For those playing along at home, this is the point where my grandmother made me believe that I might be an impostor.

Who was I to judge if I was an impostor or not?I tried showing her my license, but that’s exactly what an impostor would do. If I really was some sort of Jason replacement unit, wouldn’t I be programmed to believe I was the real thing?

Then she started crying again and said “Why didn’t they just tell me? Oh God, I’m sorry. Why did you take him? I’ll go to church every day, I promise!”

That’s when I snapped out of it. Even if I am an impostor, she must have been crying about a completely different Jason, because no Jason she ever knew would encourage that.

In the end, I told her I’d have Jason give her a call, because I just read Phantoms in the Brain and I learned that sometimes patients with Capgras syndrome—the belief that your close family has been replace by impostors—recognize voices when they are detached from faces.
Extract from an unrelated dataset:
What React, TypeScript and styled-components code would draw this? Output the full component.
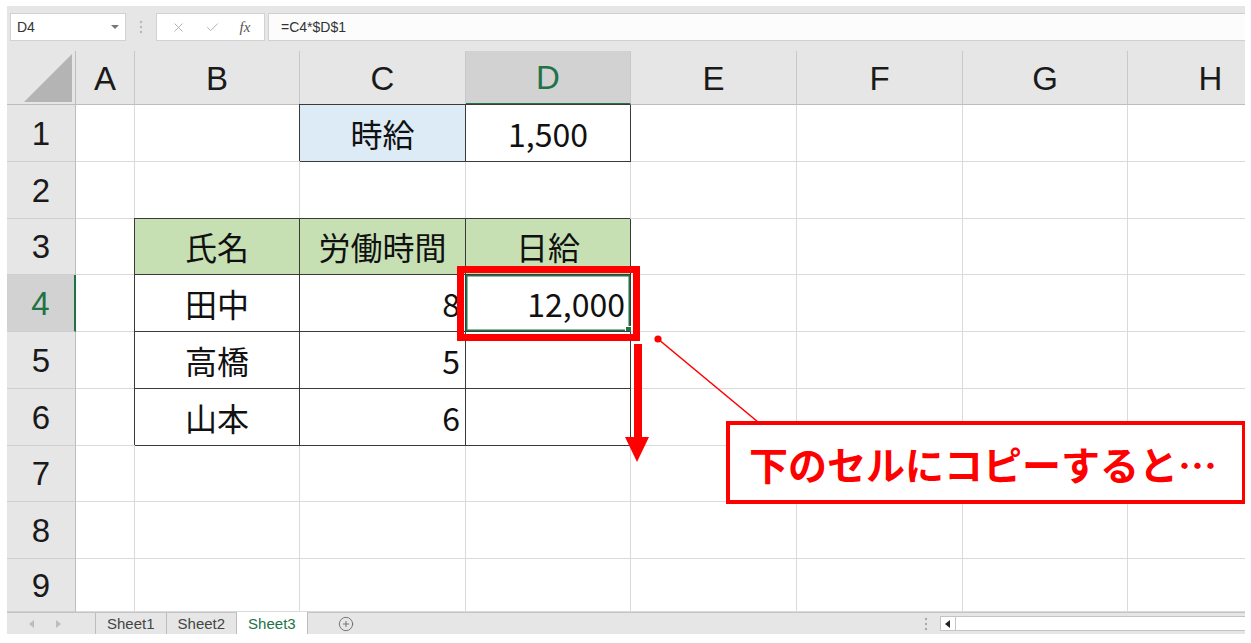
import React from 'react';
import styled, { createGlobalStyle } from 'styled-components';
import { X, Check, CirclePlus } from 'lucide-react';

const GREEN = '#217346';
const RED = '#ff0000';
const JP = '"Noto Sans CJK JP", "Noto Sans", sans-serif';

const GlobalStyle = createGlobalStyle`
  html, body {
    margin: 0;
    padding: 0;
    background: #fff;
  }
  body {
    font-family: "Liberation Sans", Arial, sans-serif;
  }
`;

const Window = styled.div`
  width: 1251px;
  height: 643px;
  padding: 6px 6px 0 7px;
  box-sizing: border-box;
  overflow: hidden;
  background: #fff;
`;

const Frame = styled.div`
  width: 1238px;
  display: flex;
  flex-direction: column;
  overflow: hidden;
  background: #e6e6e6;
`;

const FormulaBar = styled.div`
  height: 45px;
  display: flex;
  align-items: flex-start;
  padding: 7px 0 0 3px;
  box-sizing: border-box;
`;

const NameBox = styled.div`
  width: 116px;
  height: 28px;
  box-sizing: border-box;
  display: flex;
  align-items: center;
  justify-content: space-between;
  padding: 0 6px 0 6px;
  background: #fff;
  border: 1px solid #d2d2d2;
  font-size: 14px;
  color: #333;
`;

const Grip = styled.div`
  width: 30px;
  height: 28px;
  display: flex;
  align-items: center;
  justify-content: center;
`;

const FuncBox = styled.div`
  width: 109px;
  height: 28px;
  box-sizing: border-box;
  display: flex;
  align-items: center;
  justify-content: space-around;
  padding: 0 4px;
  background: #fff;
  border: 1px solid #d2d2d2;
  color: #a8a8a8;
`;

const Fx = styled.span`
  font-family: "Liberation Serif", "Times New Roman", serif;
  font-style: italic;
  font-size: 15px;
  color: #555;
`;

const FormulaInput = styled.div`
  flex: 1;
  height: 28px;
  margin-left: 3px;
  box-sizing: border-box;
  display: flex;
  align-items: center;
  padding-left: 12px;
  background: #fcfcfc;
  border-top: 1px solid #cfcfcf;
  border-bottom: 1px solid #cfcfcf;
  border-left: 1px solid #d2d2d2;
  font-size: 14px;
  color: #333;
`;

/* column H continues past the window edge, so it is wider than what shows */
const Sheet = styled.div`
  position: relative;
  width: 1238px;
  display: grid;
  grid-template-columns: 69px 59px 165px 166px 165px 166px 166px 165px 166px;
  grid-template-rows: 54px repeat(8, 56.75px) 53px;
  background: #fff;
  overflow: hidden;
`;

const Corner = styled.div`
  display: flex;
  justify-content: flex-end;
  align-items: flex-end;
  padding: 0 3px 2px 0;
  box-sizing: border-box;
  background: #e6e6e6;
  border-right: 1px solid #bdbdbd;
  border-bottom: 1px solid #bdbdbd;
`;

const CornerMark = styled.div`
  width: 48px;
  height: 48px;
  background: #b4b4b4;
  clip-path: polygon(100% 0, 100% 100%, 0 100%);
`;

const ColHead = styled.div<{ $active?: boolean }>`
  display: flex;
  align-items: center;
  justify-content: center;
  box-sizing: border-box;
  padding-top: 2px;
  background: ${p => (p.$active ? '#d2d2d2' : '#e6e6e6')};
  color: ${p => (p.$active ? GREEN : '#1a1a1a')};
  border-right: 1px solid #c8c8c8;
  border-bottom: ${p => (p.$active ? `2px solid ${GREEN}` : '1px solid #bdbdbd')};
  font-size: 33px;
`;

const RowHead = styled.div<{ $active?: boolean }>`
  display: flex;
  align-items: center;
  justify-content: center;
  box-sizing: border-box;
  padding-top: 2px;
  background: ${p => (p.$active ? '#d2d2d2' : '#e6e6e6')};
  color: ${p => (p.$active ? GREEN : '#1a1a1a')};
  border-right: ${p => (p.$active ? `2px solid ${GREEN}` : '1px solid #bdbdbd')};
  border-bottom: 1px solid #cfcfcf;
  font-size: 33px;
`;

const Cell = styled.div<{
  $align: 'center' | 'right';
  $fill: string;
  $boxed?: boolean;
  $selected?: boolean;
}>`
  position: relative;
  display: flex;
  align-items: center;
  justify-content: ${p => (p.$align === 'right' ? 'flex-end' : 'center')};
  padding: 0 5px;
  box-sizing: border-box;
  background: ${p => p.$fill};
  border-right: 1px solid ${p => (p.$boxed ? '#3a3a3a' : '#dadada')};
  border-bottom: 1px solid ${p => (p.$boxed ? '#3a3a3a' : '#dadada')};
  box-shadow: ${p =>
    [p.$boxed ? '-1px -1px 0 #3a3a3a' : '', p.$selected ? `inset 0 0 0 1.5px ${GREEN}` : '']
      .filter(Boolean)
      .join(', ') || 'none'};
  font-family: ${JP};
  font-size: 32px;
  line-height: 1;
  color: #111;
  white-space: nowrap;
`;

const FillHandle = styled.span`
  position: absolute;
  right: -2px;
  bottom: -2px;
  width: 5px;
  height: 5px;
  background: ${GREEN};
  border: 1px solid #fff;
`;

const RedFrame = styled.div`
  position: absolute;
  left: 450px;
  top: 215px;
  width: 183px;
  height: 75px;
  box-sizing: border-box;
  border: 7px solid ${RED};
`;

const Arrow = styled.svg`
  position: absolute;
  left: 618px;
  top: 293px;
`;

const Connector = styled.svg`
  position: absolute;
  left: 638px;
  top: 282px;
`;

const Callout = styled.div`
  position: absolute;
  left: 719px;
  top: 370px;
  width: 520px;
  height: 83px;
  box-sizing: border-box;
  display: flex;
  align-items: center;
  justify-content: center;
  padding-right: 6px;
  background: #fff;
  border: 4px solid ${RED};
  font-family: ${JP};
  font-weight: 700;
  font-size: 39px;
  color: ${RED};
`;

const TabBar = styled.div`
  height: 22px;
  display: flex;
  align-items: stretch;
  box-sizing: border-box;
  border-top: 1px solid #c4c4c4;
  background: #e6e6e6;
  font-size: 15px;
  color: #444;
`;

const TabNav = styled.div`
  width: 88px;
  display: flex;
  align-items: center;
  gap: 19px;
  padding-left: 21px;
  box-sizing: border-box;
`;

const Tab = styled.div<{ $active?: boolean }>`
  display: flex;
  align-items: center;
  padding: 0 11px;
  margin-top: ${p => (p.$active ? '-1px' : '0')};
  border-left: 1px solid #bdbdbd;
  border-right: ${p => (p.$active ? '1px solid #bdbdbd' : 'none')};
  background: ${p => (p.$active ? '#fff' : 'transparent')};
  color: ${p => (p.$active ? GREEN : '#444')};
`;

const AddSheet = styled.div`
  display: flex;
  align-items: center;
  margin-left: 30px;
  color: #666;
`;

const Spacer = styled.div`
  flex: 1;
`;

const ScrollGrip = styled.div`
  width: 28px;
  display: flex;
  align-items: center;
  justify-content: center;
`;

const HScroll = styled.div`
  width: 305px;
  height: 15px;
  align-self: center;
  display: flex;
  box-sizing: border-box;
  background: #fff;
  border: 1px solid #c4c4c4;
  border-right: none;
`;

const ScrollBtn = styled.div`
  width: 14px;
  display: flex;
  align-items: center;
  justify-content: center;
  border-right: 1px solid #c4c4c4;
`;

const Dots = ({ color = '#b8b8b8' }: { color?: string }) => (
  <svg width="4" height="14" viewBox="0 0 4 14">
    <circle cx="2" cy="2" r="1.2" fill={color} />
    <circle cx="2" cy="7" r="1.2" fill={color} />
    <circle cx="2" cy="12" r="1.2" fill={color} />
  </svg>
);

const Tri = ({ dir, color }: { dir: 'left' | 'right' | 'down'; color: string }) => {
  const pts = dir === 'left' ? '6,0 6,8 1,4' : dir === 'right' ? '1,0 1,8 6,4' : '0,2 8,2 4,6';
  return (
    <svg width="8" height="8" viewBox="0 0 8 8">
      <polygon points={pts} fill={color} />
    </svg>
  );
};

type CellSpec = {
  text?: string;
  align?: 'center' | 'right';
  fill?: string;
  boxed?: boolean;
  selected?: boolean;
};

const cols = ['A', 'B', 'C', 'D', 'E', 'F', 'G', 'H'];
const rows = [1, 2, 3, 4, 5, 6, 7, 8, 9];

const cells: Record<string, CellSpec> = {
  C1: { text: '時給', fill: '#ddebf7', boxed: true },
  D1: { text: '1,500', boxed: true },
  B3: { text: '氏名', fill: '#c6e0b4', boxed: true },
  C3: { text: '労働時間', fill: '#c6e0b4', boxed: true },
  D3: { text: '日給', fill: '#c6e0b4', boxed: true },
  B4: { text: '田中', boxed: true },
  C4: { text: '8', align: 'right', boxed: true },
  D4: { text: '12,000', align: 'right', boxed: true, selected: true },
  B5: { text: '高橋', boxed: true },
  C5: { text: '5', align: 'right', boxed: true },
  D5: { boxed: true },
  B6: { text: '山本', boxed: true },
  C6: { text: '6', align: 'right', boxed: true },
  D6: { boxed: true },
};

const App: React.FC = () => {
  return (
    <Window>
      <GlobalStyle />
      <Frame>
        <FormulaBar>
          <NameBox>
            <span>D4</span>
            <Tri dir="down" color="#777" />
          </NameBox>
          <Grip>
            <Dots />
          </Grip>
          <FuncBox>
            <X size={15} strokeWidth={1.4} />
            <Check size={15} strokeWidth={1.4} />
            <Fx>fx</Fx>
          </FuncBox>
          <FormulaInput>=C4*$D$1</FormulaInput>
        </FormulaBar>

        <Sheet>
          <Corner>
            <CornerMark />
          </Corner>
          {cols.map(c => (
            <ColHead key={c} $active={c === 'D'}>
              {c}
            </ColHead>
          ))}
          {rows.map(r => (
            <React.Fragment key={r}>
              <RowHead $active={r === 4}>{r}</RowHead>
              {cols.map(c => {
                const spec = cells[`${c}${r}`] || {};
                return (
                  <Cell
                    key={c}
                    $align={spec.align || 'center'}
                    $fill={spec.fill || '#fff'}
                    $boxed={spec.boxed}
                    $selected={spec.selected}
                  >
                    {spec.text}
                    {spec.selected && <FillHandle />}
                  </Cell>
                );
              })}
            </React.Fragment>
          ))}
          <RedFrame />
          <Arrow width="24" height="120" viewBox="0 0 24 120">
            <rect x="9" y="0" width="8" height="95" fill={RED} />
            <polygon points="0,93 24,93 12,118" fill={RED} />
          </Arrow>
          <Connector width="120" height="95" viewBox="0 0 120 95">
            <line x1="13" y1="6" x2="113" y2="89" stroke={RED} strokeWidth="1.6" />
            <circle cx="13" cy="6" r="3.6" fill={RED} />
          </Connector>
          <Callout>下のセルにコピーすると…</Callout>
        </Sheet>

        <TabBar>
          <TabNav>
            <Tri dir="left" color="#bcbcbc" />
            <Tri dir="right" color="#bcbcbc" />
          </TabNav>
          <Tab>Sheet1</Tab>
          <Tab>Sheet2</Tab>
          <Tab $active>Sheet3</Tab>
          <AddSheet>
            <CirclePlus size={16} strokeWidth={1.3} />
          </AddSheet>
          <Spacer />
          <ScrollGrip>
            <Dots color="#aaa" />
          </ScrollGrip>
          <HScroll>
            <ScrollBtn>
              <Tri dir="left" color="#222" />
            </ScrollBtn>
          </HScroll>
        </TabBar>
      </Frame>
    </Window>
  );
};

export default App;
I brought it up to a member of the staff, but she (rightfully) looked at me in the way you look at someone who’s read a book and now thinks they are King of Neuroscience. To her credit, I haven’t actually called to put my theory to the test, in fear that my “Cystic Fibrosis” is just a cover story for the shortened life spans of the impostors down at the clone farm.

Or maybe I died years ago and this is just gas escaping from the body.